Fiscal positions in small island economies of Kiribati, Nauru, Samoa, Tonga, and Tuvalu improved in 2012, largely due to improved budget performance in the face of a weakening global economic environment, according to the December issue of the Pacific Economic Monitor (PEM), released today.

“The improved fiscal performance in several smaller Pacific economies is encouraging, particularly in the context of a weaker global economy," said Xianbin Yao, Director General of ADB’s Pacific Department. “The weakening in the fiscal performance of larger resource exporting Pacific economies, which are showing ill-effects from the weaker global economy, highlights the need for all Pacific economies to continue to work to improve their fiscal management and public service delivery while investing in vital infrastructure to enhance their long term economic prospects.”

Revenue collections in Kiribati, Nauru, and Tuvalu were boosted by a new fishing license scheme and transitory effects of El Niño on fish harvests. Higher revenues and continuing fiscal consolidation contributed to the improved fiscal performance in Samoa and Tonga.

Fiji is expected to achieve a narrower deficit than budgeted due to its adoption of an advance payment scheme for company taxes, but other measures – such as rising commitments to expenditure on capital works and the national airline’s purchase of new aircraft – raise concerns about rising debt.

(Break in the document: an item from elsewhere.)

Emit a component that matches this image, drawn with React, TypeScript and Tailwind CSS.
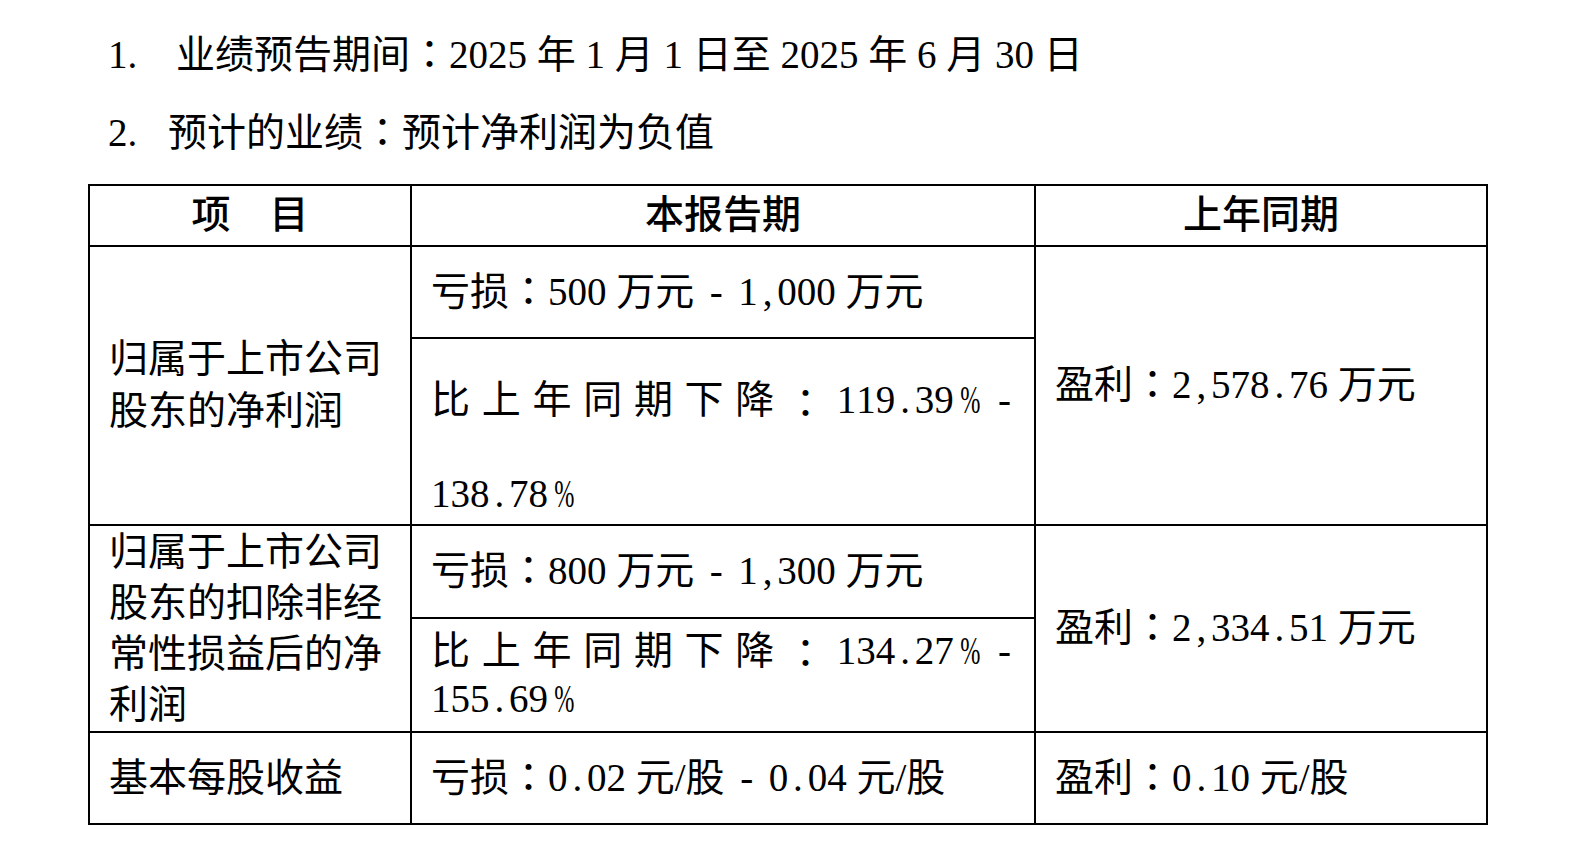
const font = "font-['Liberation_Serif','Noto_Sans_CJK_SC',serif]"

const cell = 'border-2 border-black pl-[19px] pr-[10px] align-middle'

// fullwidth colon, centered in its box like the original Song face
function C() {
  return <span className="font-['Noto_Sans_CJK_TC',sans-serif] leading-none">：</span>
}

function Dash({ w = 'w-[44px]' }: { w?: string }) {
  return <span className={`inline-block text-center ${w}`}>-</span>
}

// half-width monospace figures, as in the Song typeface of the source document
function Num({ v }: { v: string }) {
  return (
    <span className="whitespace-nowrap">
      {v.split('').map((ch, i) =>
        ch === '%' ? (
          <span key={i} className="inline-block w-[0.5em] text-center">
            <span className="inline-block [transform:scaleX(0.62)]">%</span>
          </span>
        ) : (
          <span key={i} className="inline-block w-[0.5em] text-center">
            {ch}
          </span>
        )
      )}
    </span>
  )
}

function Spread({ num, h }: { num: string; h: string }) {
  return (
    <div className={`flex items-center justify-between ${h}`}>
      {['比', '上', '年', '同', '期', '下', '降'].map((p, i) => (
        <span key={i}>{p}</span>
      ))}
      <C />
      <Num v={num} />
      <Dash w="w-[39px]" />
    </div>
  )
}

export default function App() {
  return (
    <div className={`${font} bg-white text-black text-[39px] w-[1594px] h-[868px] overflow-hidden pt-[16px]`}>
      <div className="pl-[108px] whitespace-nowrap">
        <div className="flex items-center h-[78px]">
          <span className="w-[68px]">1.</span>
          <span>
            业绩预告期间<C />2025 年 1 月 1 日至 2025 年 6 月 30 日
          </span>
        </div>
        <div className="flex items-center h-[78px]">
          <span className="w-[60px]">2.</span>
          <span>
            预计的业绩<C />预计净利润为负值
          </span>
        </div>
      </div>

      <table className="ml-[88px] mt-[12px] border-collapse table-fixed w-[1398px]">
        <colgroup>
          <col className="w-[322px]" />
          <col className="w-[624px]" />
          <col className="w-[452px]" />
        </colgroup>
        <tbody>
          <tr>
            <th className="border-2 border-black h-[60px] font-medium text-center">项　目</th>
            <th className="border-2 border-black h-[60px] font-medium text-center">本报告期</th>
            <th className="border-2 border-black h-[60px] font-medium text-center">上年同期</th>
          </tr>

          {/* 净利润 */}
          <tr>
            <td rowSpan={2} className={`${cell} leading-[52px]`}>归属于上市公司股东的净利润</td>
            <td className={`${cell} h-[92px] leading-[50px] whitespace-nowrap`}>
              亏损<C />500 万元<Dash /><Num v="1,000" /> 万元
            </td>
            <td rowSpan={2} className={`${cell} whitespace-nowrap`}>
              盈利<C /><Num v="2,578.76" /> 万元
            </td>
          </tr>
          <tr>
            <td className={`${cell} h-[185px] !align-top`}>
              <Spread num="119.39%" h="h-[124px]" />
              <div className="h-[61px] leading-[61px]">
                <Num v="138.78%" />
              </div>
            </td>
          </tr>

          {/* 扣非净利润 */}
          <tr>
            <td rowSpan={2} className={`${cell} leading-[51px]`}>归属于上市公司股东的扣除非经常性损益后的净利润</td>
            <td className={`${cell} h-[93px] leading-[50px] whitespace-nowrap`}>
              亏损<C />800 万元<Dash /><Num v="1,300" /> 万元
            </td>
            <td rowSpan={2} className={`${cell} whitespace-nowrap`}>
              盈利<C /><Num v="2,334.51" /> 万元
            </td>
          </tr>
          <tr>
            <td className={`${cell} h-[114px] leading-[48px]`}>
              <Spread num="134.27%" h="h-[48px]" />
              <div>
                <Num v="155.69%" />
              </div>
            </td>
          </tr>

          {/* 每股收益 */}
          <tr>
            <td className={`${cell} h-[92px] leading-[50px]`}>基本每股收益</td>
            <td className={`${cell} leading-[50px] whitespace-nowrap`}>
              亏损<C /><Num v="0.02" /> 元/股<Dash /><Num v="0.04" /> 元/股
            </td>
            <td className={`${cell} leading-[50px] whitespace-nowrap`}>
              盈利<C /><Num v="0.10" /> 元/股
            </td>
          </tr>
        </tbody>
      </table>
    </div>
  )
}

The fiscal positions of Papua New Guinea (PNG), Solomon Islands, and Vanuatu all deteriorated in 2012. Reduced commodity export earnings arising from softer global demand resulted in lower than budgeted revenue collections. Vanuatu’s reduced revenue is prompting measures to control expenditure and keep fiscal balances close to the government’s budget target.

The PEM, published three times a year, shows PNG’s 2013 budget continues to shift from new capital expenditure to recurrent spending on priority social sectors and infrastructure maintenance. Timor-Leste, meanwhile, underspent on an ambitious capital budget in 2012, leading the government to reallocate funds to recurrent expenditure. In contrast, Fiji’s 2013 budget allocates a substantially higher proportion of expenditures on capital works.